Acknowledging an error and analyzing why it was made is a cognitive exercise most executives prefer not to make. "He's very well calibrated in understanding what he knows and what he doesn't know ... he's optimistic, but not overconfident," Hallinan said.
Buffett's image as a virtuous tycoon is, in many ways, his own creation, Schroeder said. "Like many oversized, towering figures, he is driven by a tremendous drive and insecurity, otherwise he would be content to stay back at home," she said. "For Buffett, the need to be loved and feel love is behind this drive to succeed. When he was a child, he never felt love -- now he has 40,000 people coming to see him at the (Berkshire) annual meetings.

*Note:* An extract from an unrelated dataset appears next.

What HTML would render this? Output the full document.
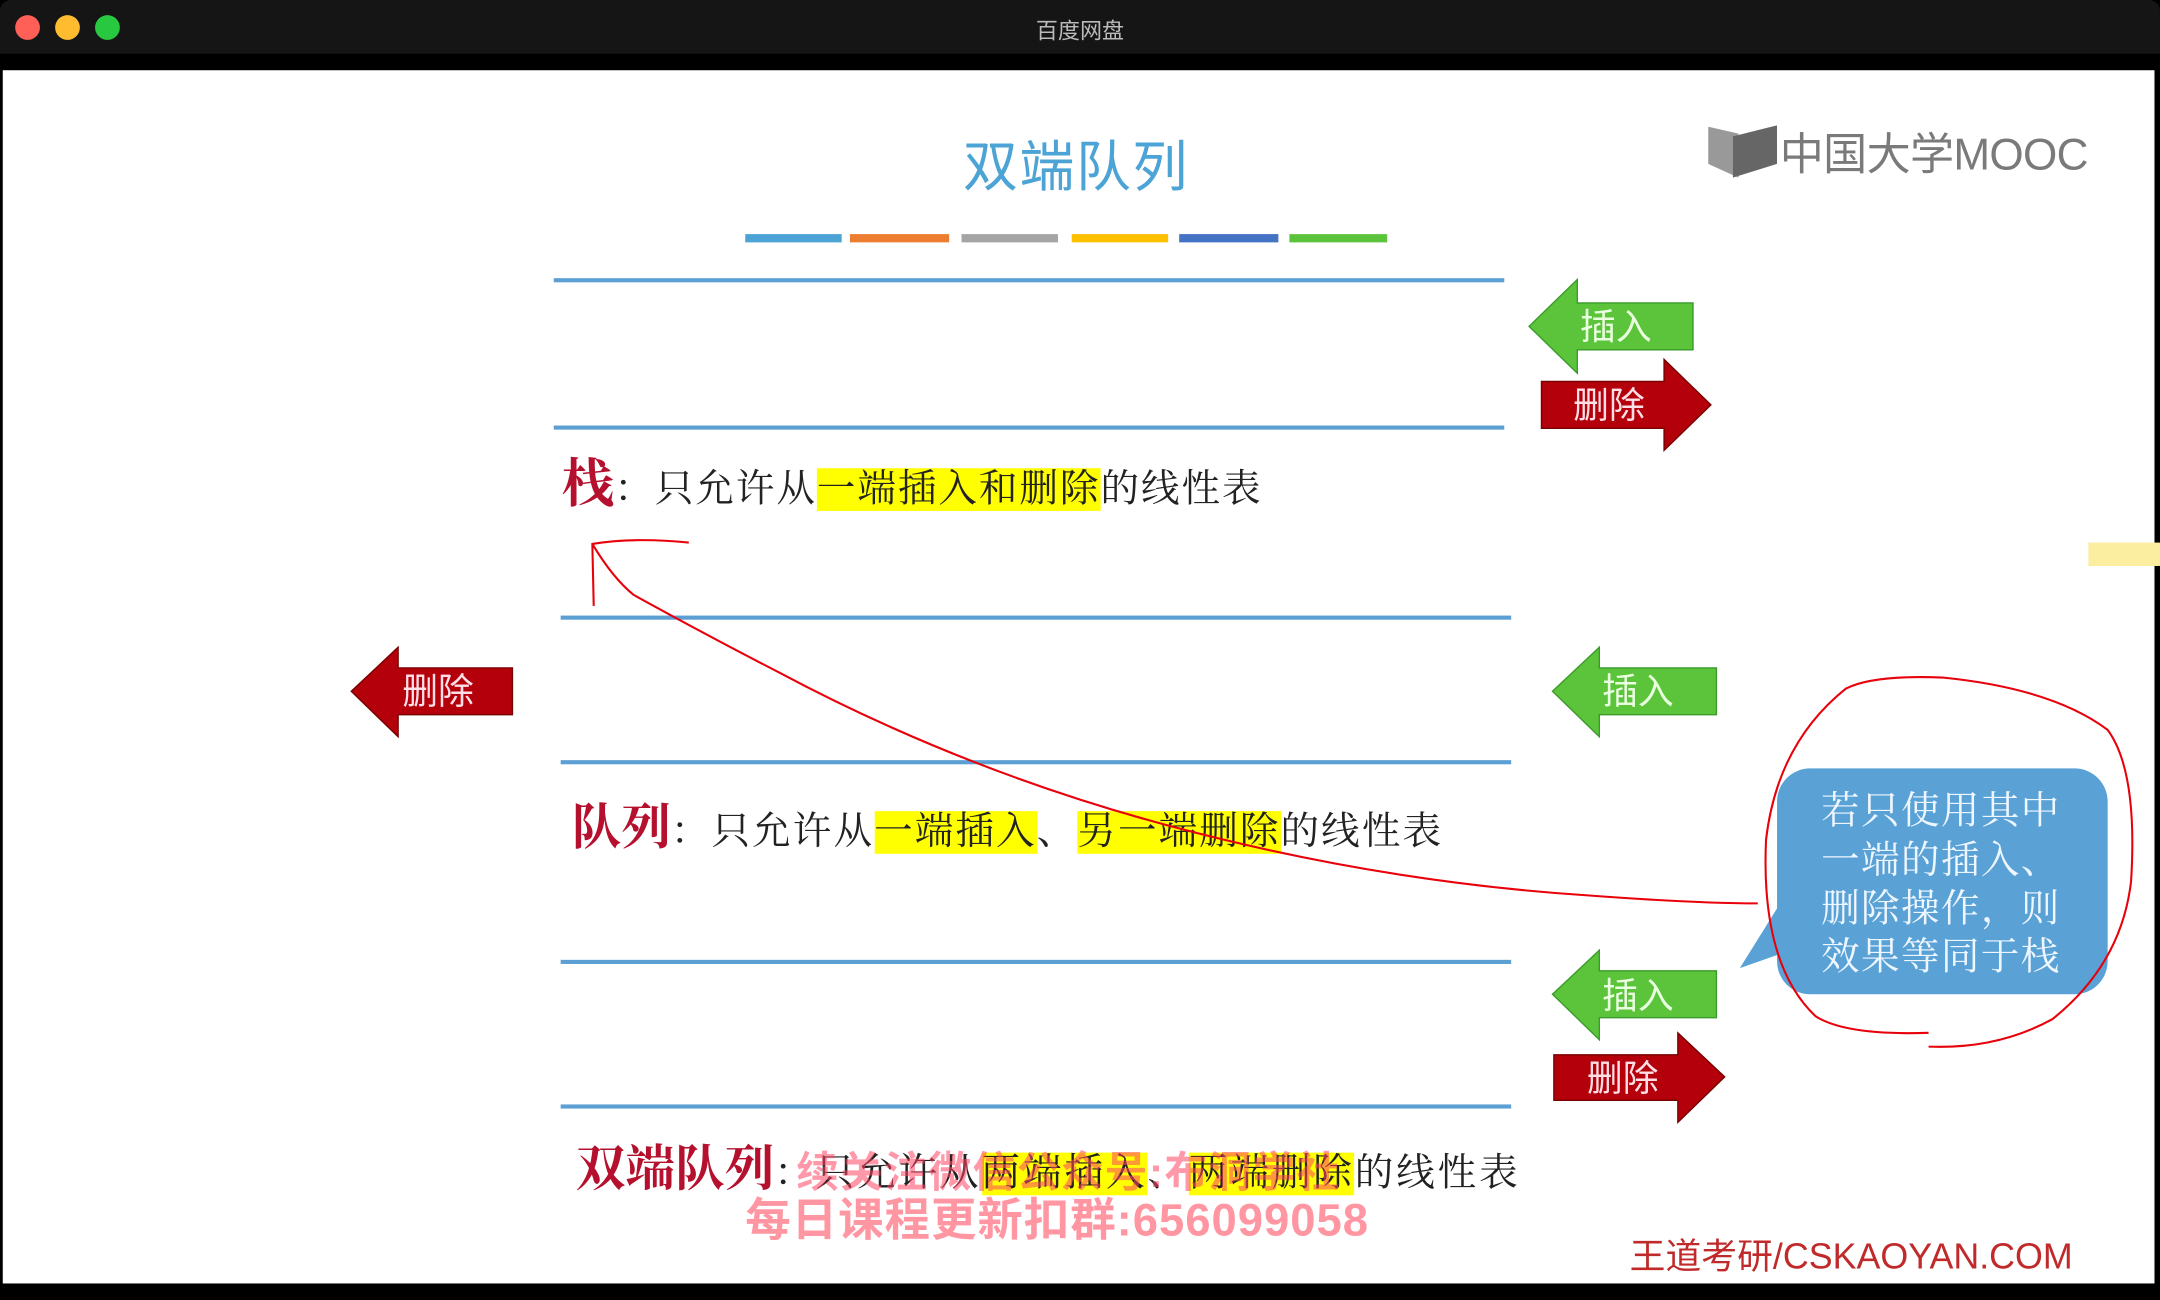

Many famous CEOs have the same dynamic, Schroeder says, yet they still come across as tyrannical. "Why is he so well liked and respected? He's been working at that for years -- he knew that if he was just rich, he'd be perceived as a robber baron."
Now Buffett has made his greatest investment, a $26 billion investment in the railroad Burlington Northern Santa Fe Corp., what Buffett has called his "all-in bet" on the U.S. economy. Will that pay off? Buffett is betting his track record that it will.